Pipeline stages can read and write Avro data.

Reading Avro Data

When reading Avro data, file- and object-based origins, such as the Directory and Amazon S3 origins, generate a record for every Avro record within the processed file or object.

Processors that read Avro data generate records as described in the processor overview.

Generated records include the Avro schema in the avroSchema record header attribute. They also include a precision and scale field attribute for each Decimal field.

You can configure most stages to use Avro schemas stored in one of the following locations:
  • An avroSchema record header attribute
  • A stage configuration property
  • Confluent Schema Registry

Some stages require that the Avro schema be stored in a particular location.

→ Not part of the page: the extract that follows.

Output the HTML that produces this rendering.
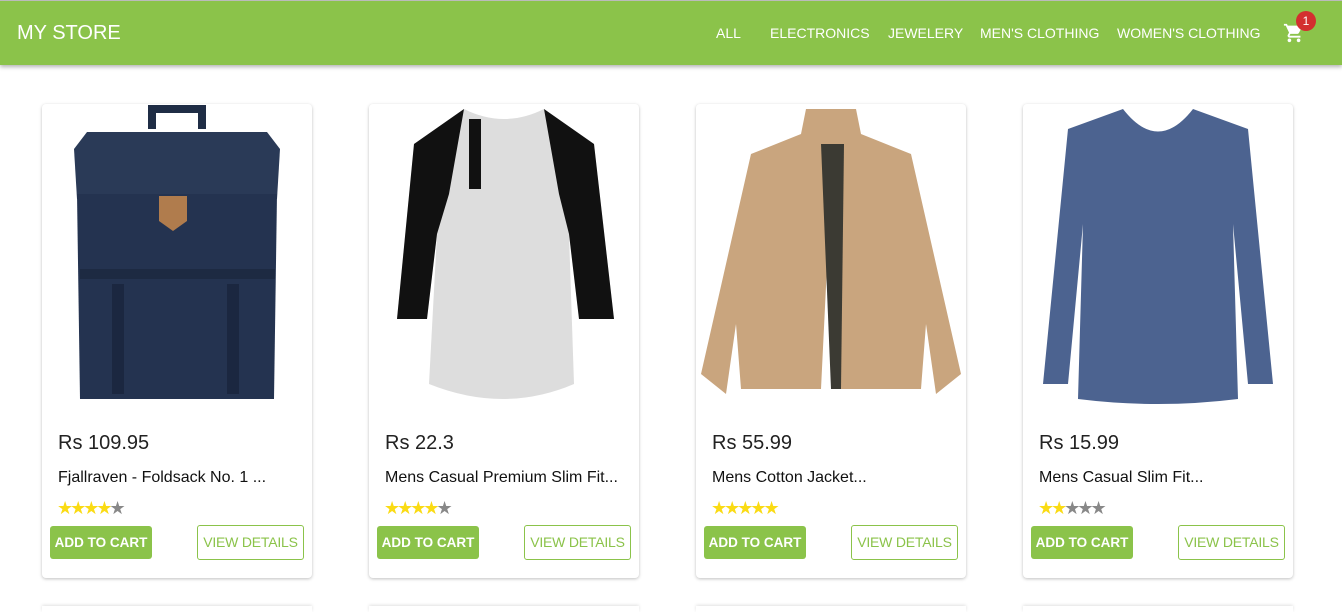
<!DOCTYPE html>
<html><head><style>
*{box-sizing:border-box;margin:0;padding:0}
body{width:1342px;height:609px;overflow:hidden;background:#fff;font-family:"Liberation Sans",Arial,sans-serif;position:relative}
.hdr{position:absolute;left:0;top:0;width:1342px;height:65px;background:#8bc34a;box-shadow:0 2px 4px rgba(0,0,0,.3);border-top:1px solid #bbb}
.logo{position:absolute;left:17px;top:22px;color:#fff;font-size:20px}
.nav{position:absolute;top:25px;color:#fff;font-size:14px}
.cart{position:absolute;left:1283px;top:22px}
.badge{position:absolute;left:1296px;top:11px;width:20px;height:20px;border-radius:50%;background:#d32f2f;color:#fff;font-size:12px;text-align:center;line-height:20px}
.card{position:absolute;top:104px;width:270px;height:474px;background:#fff;border-radius:4px;box-shadow:0 1px 3px rgba(0,0,0,.25)}
.img{position:absolute;left:0;top:0;width:270px;height:302px}
.price{position:absolute;left:16px;top:328px;font-size:20px;color:#222}
.title{position:absolute;left:16px;top:365px;font-size:16px;color:#111}
.stars{position:absolute;left:15px;top:394px;font-size:18px;letter-spacing:-3px}
.y{color:#fadb14}.g{color:#888}
.add{position:absolute;left:8px;top:422px;width:102px;height:33px;background:#8bc34a;color:#fff;font-weight:bold;font-size:13.5px;border-radius:3px;text-align:center;line-height:33px}
.view{position:absolute;left:155px;top:421px;width:107px;height:35px;border:1px solid #8bc34a;color:#8bc34a;font-size:14px;border-radius:3px;text-align:center;line-height:33px;letter-spacing:-.2px}
.next{position:absolute;top:606px;width:270px;height:6px;box-shadow:0 -1px 3px rgba(0,0,0,.12)}
</style></head><body>
<div class="hdr"></div>
<div class="logo">MY STORE</div>
<div class="nav" style="left:716px">ALL</div>
<div class="nav" style="left:770px">ELECTRONICS</div>
<div class="nav" style="left:888px">JEWELERY</div>
<div class="nav" style="left:980px">MEN'S CLOTHING</div>
<div class="nav" style="left:1117px">WOMEN'S CLOTHING</div>
<svg class="cart" width="22" height="22" viewBox="0 0 24 24"><path fill="#fff" d="M7 18c-1.1 0-2 .9-2 2s.9 2 2 2 2-.9 2-2-.9-2-2-2zM1 2v2h2l3.6 7.590-1.35 2.45C5.09 14.32 5 14.65 5 15c0 1.1.9 2 2 2h12v-2H7.42c-.14 0-.25-.11-.25-.25l.03-.12.9-1.630h7.45c.75 0 1.41-.41 1.75-1.030l3.58-6.49A1 1 0 0 0 20 4H5.21l-.94-2H1zm16 16c-1.1 0-2 .9-2 2s.9 2 2 2 2-.9 2-2-.9-2-2-2z"/></svg>
<div class="badge">1</div>

<div class="card" style="left:42px">
<svg class="img" viewBox="0 0 270 302"><path d="M110 25 V5 h50 v20" fill="none" stroke="#1f2d45" stroke-width="8"/><path d="M32 45 L45 28 H225 L238 45 L235 95 H35Z" fill="#2a3a57"/><path d="M35 90 H235 L232 295 H38Z" fill="#243350"/><rect x="38" y="165" width="195" height="10" fill="#1d2a42"/><rect x="70" y="180" width="12" height="110" fill="#1b2740"/><rect x="185" y="180" width="12" height="110" fill="#1b2740"/><path d="M117 92 h28 v25 l-14 10 -14 -10z" fill="#b07c4d"/></svg>
<div class="price">Rs 109.95</div><div class="title">Fjallraven - Foldsack No. 1 ...</div>
<div class="stars"><span class="y">★★★★</span><span class="g">★</span></div>
<div class="add">ADD TO CART</div><div class="view">VIEW DETAILS</div></div>

<div class="card" style="left:369px">
<svg class="img" viewBox="0 0 270 302"><path d="M95 5 Q135 25 175 5 L225 40 L245 215 H210 L200 130 L205 280 Q135 310 60 280 L68 130 L58 215 H28 L45 40Z" fill="#ddd"/><path d="M95 5 L45 40 L28 215 H58 L68 130 L80 90Z" fill="#111"/><path d="M175 5 L225 40 L245 215 H210 L200 130 L190 90Z" fill="#111"/><rect x="100" y="15" width="12" height="70" fill="#111"/></svg>
<div class="price">Rs 22.3</div><div class="title">Mens Casual Premium Slim Fit...</div>
<div class="stars"><span class="y">★★★★</span><span class="g">★</span></div>
<div class="add">ADD TO CART</div><div class="view">VIEW DETAILS</div></div>

<div class="card" style="left:696px">
<svg class="img" viewBox="0 0 270 302"><path d="M110 5 H160 L165 30 L215 50 L265 270 L240 290 L230 220 L225 285 H145 L135 80 L125 285 H45 L40 220 L30 290 L5 270 L55 50 L105 30Z" fill="#c9a57e"/><path d="M125 40 L135 285 H145 L148 40Z" fill="#3b3a33"/></svg>
<div class="price">Rs 55.99</div><div class="title">Mens Cotton Jacket...</div>
<div class="stars"><span class="y">★★★★★</span></div>
<div class="add">ADD TO CART</div><div class="view">VIEW DETAILS</div></div>

<div class="card" style="left:1023px">
<svg class="img" viewBox="0 0 270 302"><path d="M100 5 Q135 50 170 5 L225 25 L250 280 H225 L210 120 L215 295 Q135 305 55 295 L60 120 L45 280 H20 L45 25Z" fill="#4c6390"/></svg>
<div class="price">Rs 15.99</div><div class="title">Mens Casual Slim Fit...</div>
<div class="stars"><span class="y">★★</span><span class="g">★★★</span></div>
<div class="add">ADD TO CART</div><div class="view">VIEW DETAILS</div></div>

<div class="next" style="left:42px"></div><div class="next" style="left:369px"></div><div class="next" style="left:696px"></div><div class="next" style="left:1023px"></div>
</body></html>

Some stages read data compressed by Avro-supported compression codecs without requiring additional configuration. You can configure some stages to read data compressed by other codecs.

For details on how each stage reads Avro data, see "Data Formats" in the stage documentation.

Writing Avro Data

When writing Avro data, destinations and processors write the data based on an Avro schema. The Avro schema can be located in one of the following locations:
  • An avroSchema record header attribute
  • A stage configuration property
  • Confluent Schema Registry

Some stages automatically include the Avro schema in the output. Other stages can be configured to include the Avro schema in the output. You can compress the output data using an Avro-supported compression codec.

For details on how each stage writes Avro data, see "Data Formats" in the destination documentation.